A couple days later, the woman said she called police and an officer came to take her statement. She was then interviewed in person by an officer in the sex assault unit of Halifax Regional Police, who also testified in court.

Crown attorney Robert Kennedy also called Yellow Cab general manager Majid Latif as a witness, who detailed the GPS tracking system in their cabs, and confirmed he knew Milad drove a cab with the roof light 105 that had 33 fare logs that night, including one where someone was picked up downtown and ended at a street with a similar name close to the complainant’s street.

During Milad’s cross-examination, Kennedy said suggested Milad turned off the meter at the nearby street before continuing on to drop off the complainant, which Milad denied and said “no,” adding he didn’t drop anyone off on her street that night.
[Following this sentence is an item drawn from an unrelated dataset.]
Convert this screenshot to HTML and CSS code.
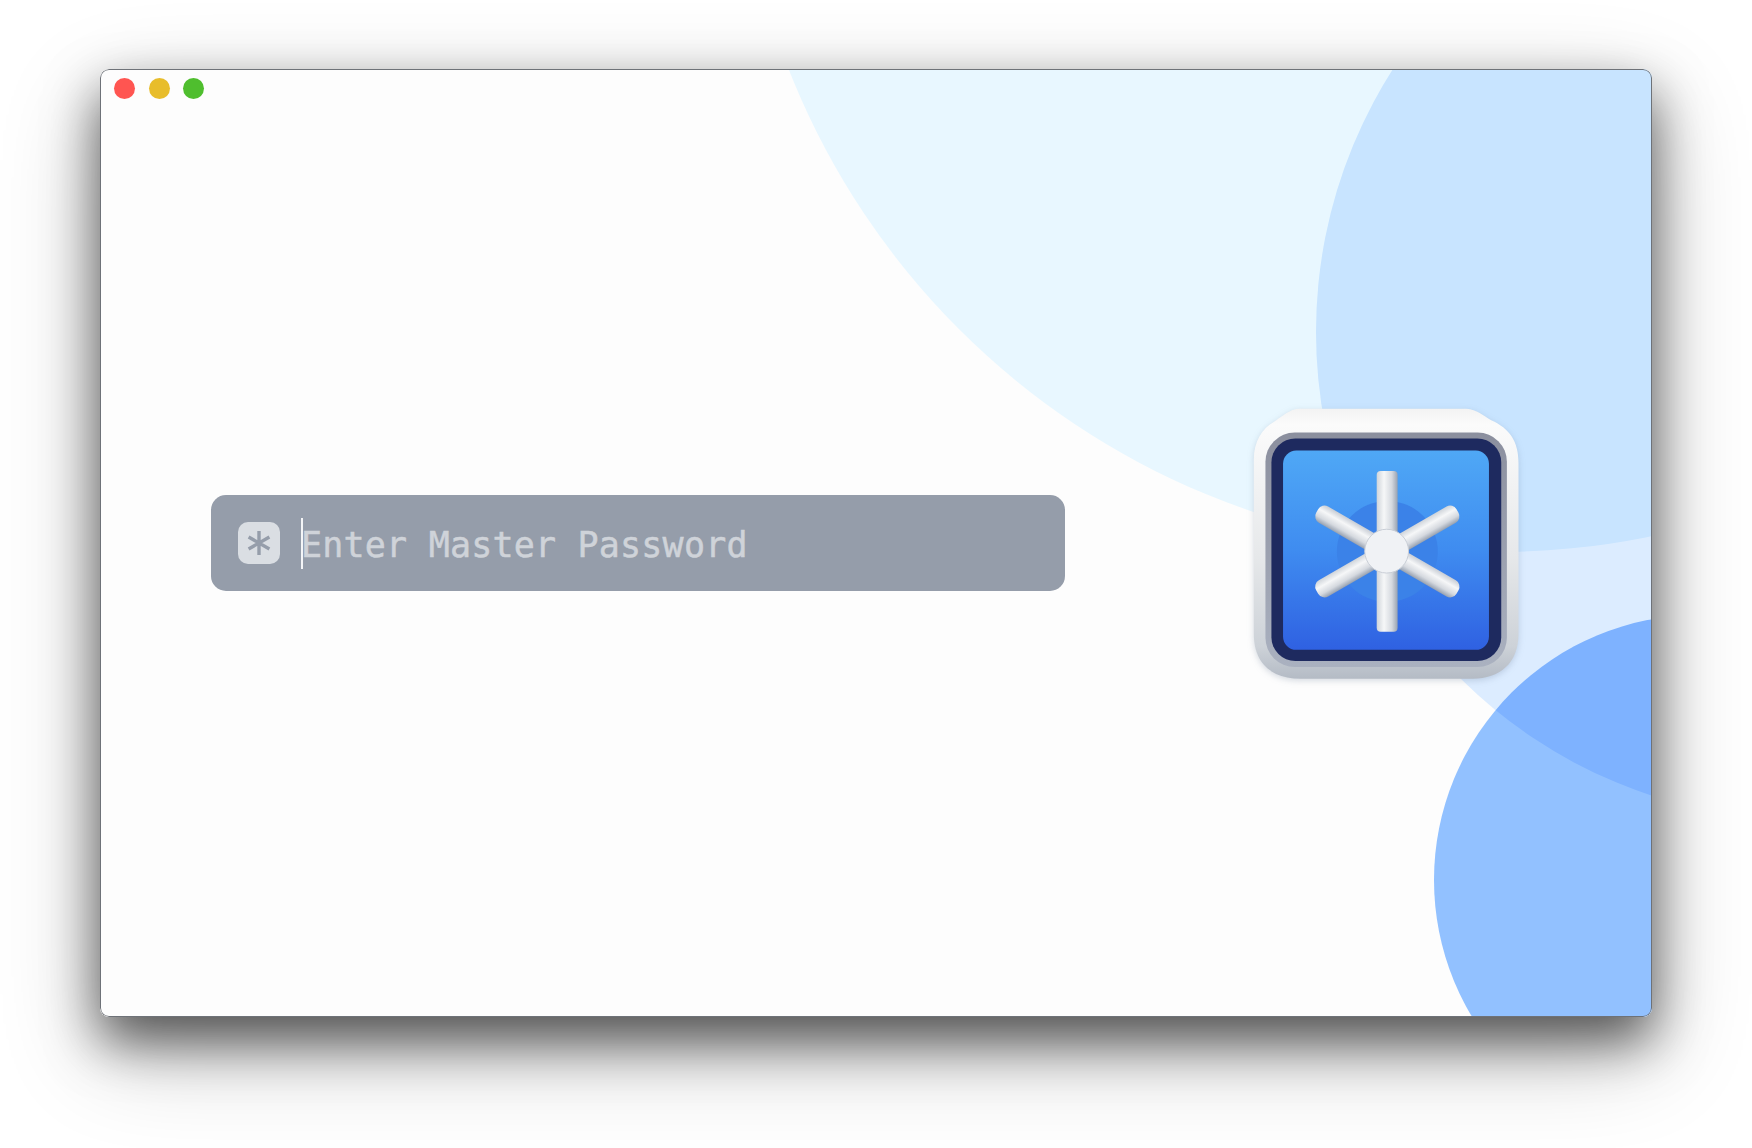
FILE: index.html
```html
<!DOCTYPE html>
<html lang="en">
<head>
<meta charset="utf-8">
<title>Enter Master Password</title>
<link rel="stylesheet" href="styles.css">
</head>
<body>
<main class="window">
  <div class="backdrop">
    <div class="circle circle-top"></div>
    <div class="circle circle-right"></div>
    <div class="circle circle-bottom"></div>
  </div>
  <div class="traffic">
    <span class="light light-red"></span>
    <span class="light light-yellow"></span>
    <span class="light light-green"></span>
  </div>
  <div class="content">
    <div class="password">
      <span class="key">
        <svg class="key-glyph" viewBox="0 0 30 30" aria-hidden="true">
          <path d="M15 3V27M4.6 9 25.4 21M25.4 9 4.6 21"/>
        </svg>
      </span>
      <span class="caret"></span>
      <span class="placeholder">Enter Master Password</span>
    </div>
    <svg class="app-icon" viewBox="98 50 800 816" aria-hidden="true">
      <defs>
        <linearGradient id="shell" x1="0" y1="0" x2="0" y2="1">
          <stop offset="0" stop-color="#f3f3f3"/>
          <stop offset=".06" stop-color="#fbfbfb"/>
          <stop offset=".55" stop-color="#e6e8ea"/>
          <stop offset=".88" stop-color="#cdd2d8"/>
          <stop offset="1" stop-color="#b4bbc5"/>
        </linearGradient>
        <linearGradient id="ring" x1="0" y1="0" x2="0" y2="1">
          <stop offset="0" stop-color="#8b8f9e"/>
          <stop offset="1" stop-color="#aab1c0"/>
        </linearGradient>
        <linearGradient id="face" x1="0" y1="0" x2="0" y2="1">
          <stop offset="0" stop-color="#4fa8f6"/>
          <stop offset=".5" stop-color="#3f8cf0"/>
          <stop offset="1" stop-color="#2f61e2"/>
        </linearGradient>
        <linearGradient id="spoke" x1="0" y1="0" x2="1" y2="0">
          <stop offset="0" stop-color="#cfd4da"/>
          <stop offset=".35" stop-color="#f6f7f8"/>
          <stop offset=".72" stop-color="#d5d9df"/>
          <stop offset="1" stop-color="#98a2b1"/>
        </linearGradient>
        <linearGradient id="spoke-down" x1="0" y1="0" x2="1" y2="0">
          <stop offset="0" stop-color="#98a2b1"/>
          <stop offset=".28" stop-color="#d5d9df"/>
          <stop offset=".65" stop-color="#f6f7f8"/>
          <stop offset="1" stop-color="#c8cdd5"/>
        </linearGradient>
      </defs>
      <path fill="url(#shell)" d="M235 52H740C772 54 790 72 815 87C870 112 897 150 897 215V730C897 820 840 865 760 865H240C155 865 100 820 100 730V205C100 150 125 112 160 92C190 72 205 55 235 52Z"/>
      <rect x="135" y="124" width="727" height="706" rx="88" fill="url(#ring)"/>
      <rect x="153" y="142" width="692" height="670" rx="72" fill="#1e2a5f"/>
      <rect x="188" y="178" width="620" height="600" rx="40" fill="url(#face)"/>
      <circle cx="502" cy="482" r="152" fill="#3b82e8"/>
      <rect x="474" y="238" width="56" height="488" rx="22" fill="url(#spoke)" transform="rotate(60 502 482)"/>
      <rect x="474" y="238" width="56" height="488" rx="22" fill="url(#spoke-down)" transform="rotate(-60 502 482)"/>
      <rect x="470" y="240" width="63" height="484" rx="12" fill="url(#spoke)"/>
      <circle cx="500" cy="481" r="66" fill="#f0f2f5" stroke="#c9ced6" stroke-width="3"/>
    </svg>
  </div>
</main>
</body>
</html>
```

FILE: styles.css
```css
html, body {
  margin: 0;
  height: 100%;
  background: #fff;
  overflow: hidden;
}

body {
  padding: 69px 100px 131px;
  box-sizing: border-box;
}

.window {
  position: relative;
  box-sizing: border-box;
  width: 1552px;
  height: 948px;
  overflow: hidden;
  background: #fdfdfd;
  border-radius: 9px;
}

.window::after {
  content: "";
  position: absolute;
  inset: 0;
  z-index: 5;
  border: 1px solid #6e7278;
  border-radius: 9px;
  pointer-events: none;
}

body::before {
  content: "";
  position: absolute;
  left: 100px;
  top: 69px;
  width: 1552px;
  height: 948px;
  border-radius: 9px;
  box-shadow:
    0 24px 52px rgba(0, 0, 0, .6),
    0 34px 100px rgba(0, 0, 0, .24);
}

.backdrop {
  position: absolute;
  inset: 0;
  isolation: isolate;
}

.circle {
  position: absolute;
  border-radius: 50%;
  mix-blend-mode: multiply;
}

.circle-top {
  left: 636px;
  top: -1039px;
  width: 1522px;
  height: 1522px;
  background: #e8f7ff;
}

.circle-right {
  left: 1216px;
  top: -225px;
  width: 976px;
  height: 976px;
  background: #dcecff;
}

.circle-bottom {
  left: 1334px;
  top: 546px;
  width: 530px;
  height: 530px;
  background: #92c1ff;
}

.traffic {
  position: absolute;
  left: 14px;
  top: 9px;
  display: flex;
  gap: 13.5px;
}

.light {
  width: 21px;
  height: 21px;
  border-radius: 50%;
}

.light-red { background: #ff5551; }
.light-yellow { background: #e8bd2b; }
.light-green { background: #4fbe2e; }

.content {
  position: relative;
  z-index: 1;
  display: flex;
  align-items: center;
  gap: 188px;
  height: 100%;
  padding-left: 111px;
}

.password {
  display: flex;
  align-items: center;
  flex: none;
  box-sizing: border-box;
  width: 854px;
  height: 96px;
  padding-left: 27px;
  background: #959daa;
  border-radius: 15px;
}

.key {
  display: flex;
  align-items: center;
  justify-content: center;
  width: 42px;
  height: 42px;
  background: #dadee3;
  border-radius: 10px;
}

.key-glyph {
  width: 30px;
  height: 30px;
  fill: none;
  stroke: #959daa;
  stroke-width: 3.4;
}

.caret {
  width: 2px;
  height: 51px;
  margin-left: 21px;
  background: #f4f5f7;
}

.placeholder {
  margin-left: -2px;
  padding-top: 4px;
  font-family: "DejaVu Sans Mono", "Liberation Mono", monospace;
  font-size: 35px;
  letter-spacing: .2px;
  line-height: 1;
  color: #cfd3d9;
  -webkit-text-stroke: .5px #cfd3d9;
  white-space: nowrap;
}

.app-icon {
  flex: none;
  width: 266px;
  height: 271px;
  filter: drop-shadow(0 2px 3px rgba(90, 110, 140, .25));
}
```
Milad also said he couldn’t remember specific people he picked up from the Argyle Street area that night because he made many trips back and forth to the area.

When Kennedy asked how the complainant had his business card, Milad said “I don’t know,” adding he had given out at least 300 cards with his email and phone number to other passengers, but no other drivers.

Kennedy then asked whether Milad had told any passenger that night he was younger than he really was, to which Milad said “I do not lie.”

Both Crown and defence are set to present closing arguments on Tuesday morning.

Milad was also facing a sexual assault charge related to a July 9, 2016 incident where the complainant said she had been touched in a sexual manner and kissed by a cab driver without her consent.

Last week, the Crown offered no evidence in that case since the complainant had moved to England and didn’t want to testify. Judge Lenehan then dismissed the charge.